History tells us that any candidate who smacks of “Indian-ness” will be rebuffed in the Kashmir valley. In the 1977 Assembly election, in spite of popular discontent over the Indira Gandhi-Sheikh Abdullah accord, the N.C. soundly defeated Janata Party candidates, no matter the resources made available to them and the then Prime Minister, Morarji Desai, travelling all the way to Srinagar to helm the electioneering. Perhaps, the BJP senses this. Informed sources say that the Union Home Minister, despite the optics he set in Srinagar and Pulwama, was not particularly happy with his assessment of how things are moving in Kashmir. All the same, the N.C. needs to get its act together. As the BJP’s primary challenger in Jammu and Kashmir, it has to articulate people’s fundamental concerns regarding the onslaught on their identity and berate Modi and his alleged proxies in public.

In August 2020, Omar Abdullah signalled that he would not hesitate to confront New Delhi. He said: “We will fight using the legal means at our disposal, which are two: one is the power that the Constitution gives us to challenge the decisions in the court, and the second is forums available, including Parliament, the media, social media and public meetings.” That combative assertion has to be renewed and it has to translate into concrete action to reinvent his party’s politics in the fractious Himalayan region.

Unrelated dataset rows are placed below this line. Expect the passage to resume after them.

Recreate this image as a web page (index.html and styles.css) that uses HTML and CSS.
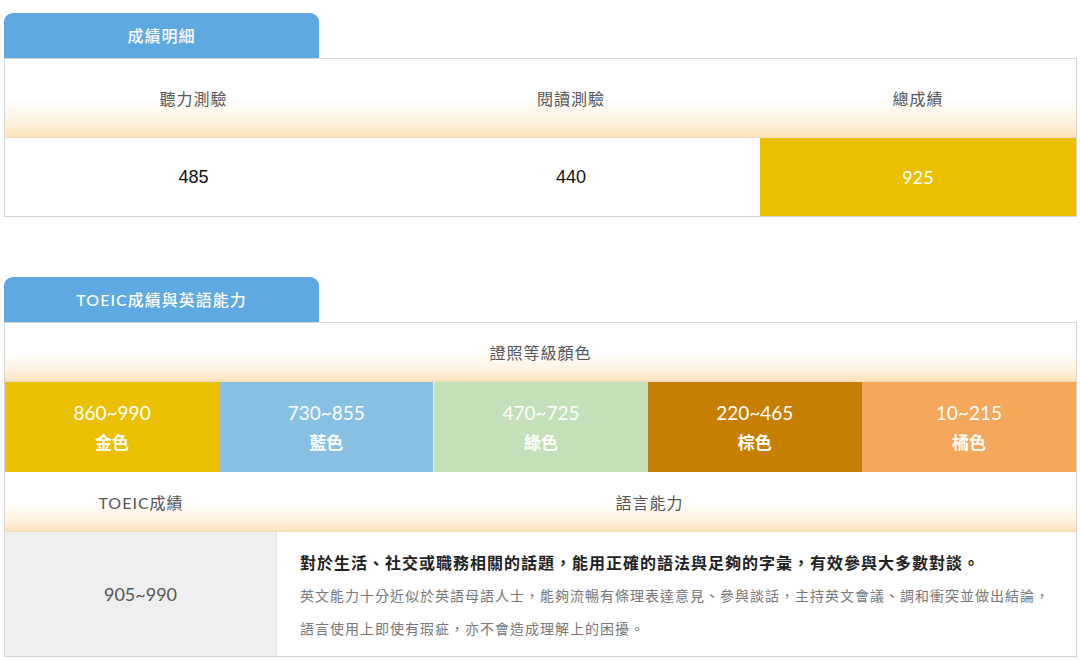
FILE: index.html
```html
<html>
    <head>
        <meta charset="utf-8">
        <link rel="stylesheet" href="styles.css">
    </head>
    <body>
        <div class="page">
            <section class="panel">
                <div class="tab">成績明細</div>
                <div class="board">
                    <div class="head-row score-cols">
                        <div class="cell">聽力測驗</div>
                        <div class="cell">閱讀測驗</div>
                        <div class="cell">總成績</div>
                    </div>
                    <div class="value-row score-cols">
                        <div class="cell">485</div>
                        <div class="cell">440</div>
                        <div class="cell total">925</div>
                    </div>
                </div>
            </section>

            <section class="panel">
                <div class="tab">TOEIC成績與英語能力</div>
                <div class="board">
                    <div class="head-row single">
                        <div class="cell">證照等級顏色</div>
                    </div>
                    <div class="colors">
                        <div class="swatch gold"><span>860~990</span><b>金色</b></div>
                        <div class="swatch blue"><span>730~855</span><b>藍色</b></div>
                        <div class="swatch green"><span>470~725</span><b>綠色</b></div>
                        <div class="swatch brown"><span>220~465</span><b>棕色</b></div>
                        <div class="swatch orange"><span>10~215</span><b>橘色</b></div>
                    </div>
                    <div class="head-row level-cols">
                        <div class="cell latin">TOEIC成績</div>
                        <div class="cell ability-head">語言能力</div>
                    </div>
                    <div class="level-row level-cols">
                        <div class="range">905~990</div>
                        <div class="desc">
                            <p class="lead">對於生活、社交或職務相關的話題，能用正確的語法與足夠的字彙，有效參與大多數對談。</p>
                            <p>英文能力十分近似於英語母語人士，能夠流暢有條理表達意見、參與談話，主持英文會議、調和衝突並做出結論，語言使用上即使有瑕疵，亦不會造成理解上的困擾。</p>
                        </div>
                    </div>
                </div>
            </section>
        </div>
    </body>
</html>
```

FILE: styles.css
```css
* {
    box-sizing: border-box;
}

body {
    margin: 0;
    background-color: #fff;
    font-family: "Noto Sans CJK TC", sans-serif;
    color: #555;
}

.page {
    padding: 13px 3px 0 4px;
}

.panel + .panel {
    margin-top: 60px;
}

.tab {
    width: 315px;
    height: 45px;
    line-height: 45px;
    text-align: center;
    background-color: #5ea9e1;
    color: #fff;
    border-radius: 9px 9px 0 0;
    font-family: Lato, "Noto Sans CJK TC", sans-serif;
    font-size: 16px;
    font-weight: 500;
    letter-spacing: 1px;
}

.board {
    border: 1px solid #d6d6d6;
}

.cell {
    display: flex;
    align-items: center;
    justify-content: center;
}

.head-row {
    display: grid;
    height: 79px;
    font-size: 16px;
    letter-spacing: 1px;
    color: #555;
    background: linear-gradient(to bottom, #fff 50%, #fef2de 82%, #fde3bc 100%);
    border-bottom: 1px solid #efdcbf;
}

.head-row.single {
    height: 59px;
}

.score-cols {
    display: grid;
    grid-template-columns: 377px 378px 1fr;
}

.value-row {
    height: 78px;
    font-family: "Liberation Sans", sans-serif;
    font-size: 18px;
    color: #111;
}

.value-row .total {
    background-color: #ebc000;
    color: #fff;
    font-family: Lato, sans-serif;
}

.colors {
    display: grid;
    grid-template-columns: repeat(5, 1fr);
    height: 90px;
}

.swatch {
    display: flex;
    flex-direction: column;
    align-items: center;
    justify-content: center;
    color: #fff;
    gap: 3px;
}

.swatch span {
    font-family: Lato, sans-serif;
    font-size: 19px;
    line-height: 26px;
}

.swatch b {
    font-size: 17px;
    line-height: 26px;
    font-weight: 600;
}

.gold {
    background-color: #ebc000;
}

.blue {
    background-color: #88c0e3;
}

.green {
    background-color: #c4e0b9;
    border-left: 1px solid #e6f0e2;
}

.brown {
    background-color: #c67f00;
}

.orange {
    background-color: #f4a85c;
}

.level-cols {
    display: grid;
    grid-template-columns: 272px 1fr;
}

.colors + .head-row {
    height: 60px;
}

.latin,
.range {
    font-family: Lato, "Noto Sans CJK TC", sans-serif;
}

.ability-head {
    padding-right: 54px;
}

.range {
    display: flex;
    align-items: center;
    justify-content: center;
    background-color: #efefef;
    border-right: 1px solid #e4e4e4;
    font-size: 18px;
    color: #555;
}

.desc {
    padding: 14px 14px 11px 23px;
}

.desc p {
    margin: 0;
    font-size: 14px;
    line-height: 33px;
    letter-spacing: 1px;
    color: #777;
}

.desc p.lead {
    font-size: 16px;
    font-weight: 700;
    color: #222;
}
```
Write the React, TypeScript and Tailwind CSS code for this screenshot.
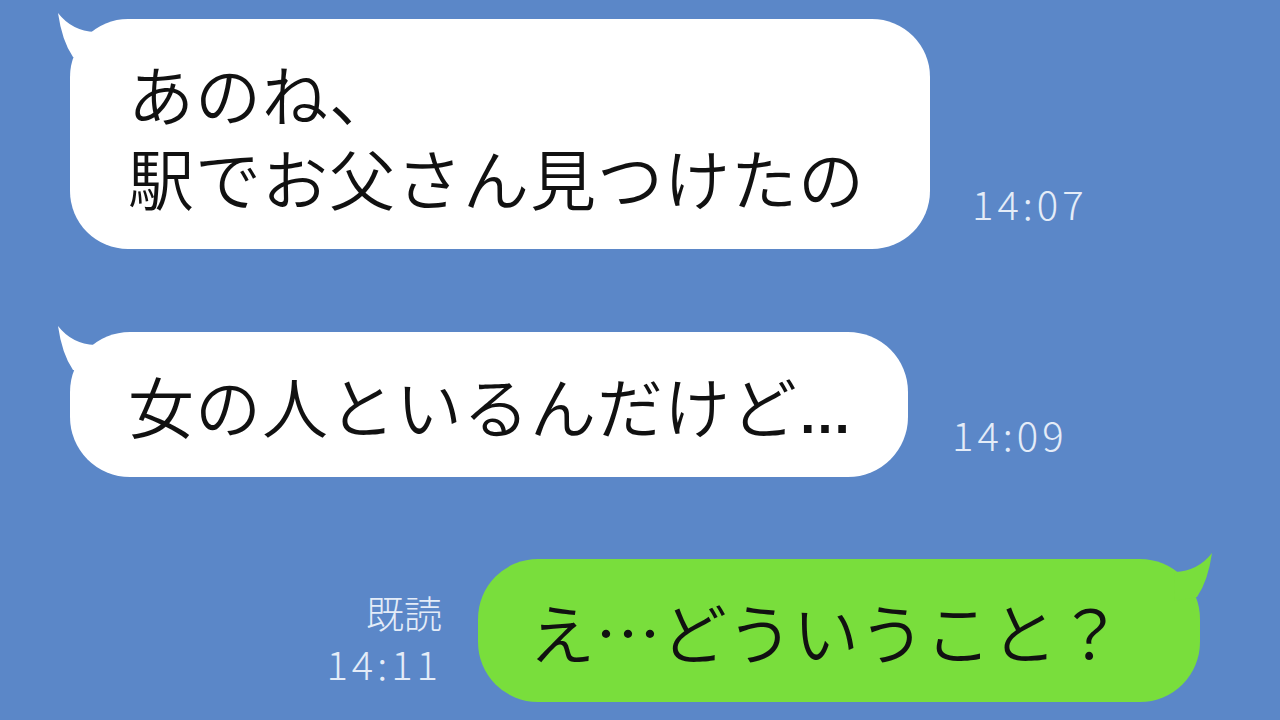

According to sources in the N.C., Farooq Abdullah is in favour of an electoral alliance among the PAGD parties, but that idea cuts little ice with most of his colleagues, who contend that the PAGD has proved helpful only to Mehbooba Mufti. That said, wherever there is a keen contest with the P.C. or the Apni Party, the N.C. and the PDP have to ensure that they do not fragment each other’s votes. The onus for that understanding is largely on Mehbooba Mufti, who has been charting an independent belligerent course aimed at erasing the stain of her alliance with the BJP. She must resist the temptation to make it all about her political resurrection and let a calibrated, nuanced and unified strategy evolve among the Gupkar leaders. And that has to happen now.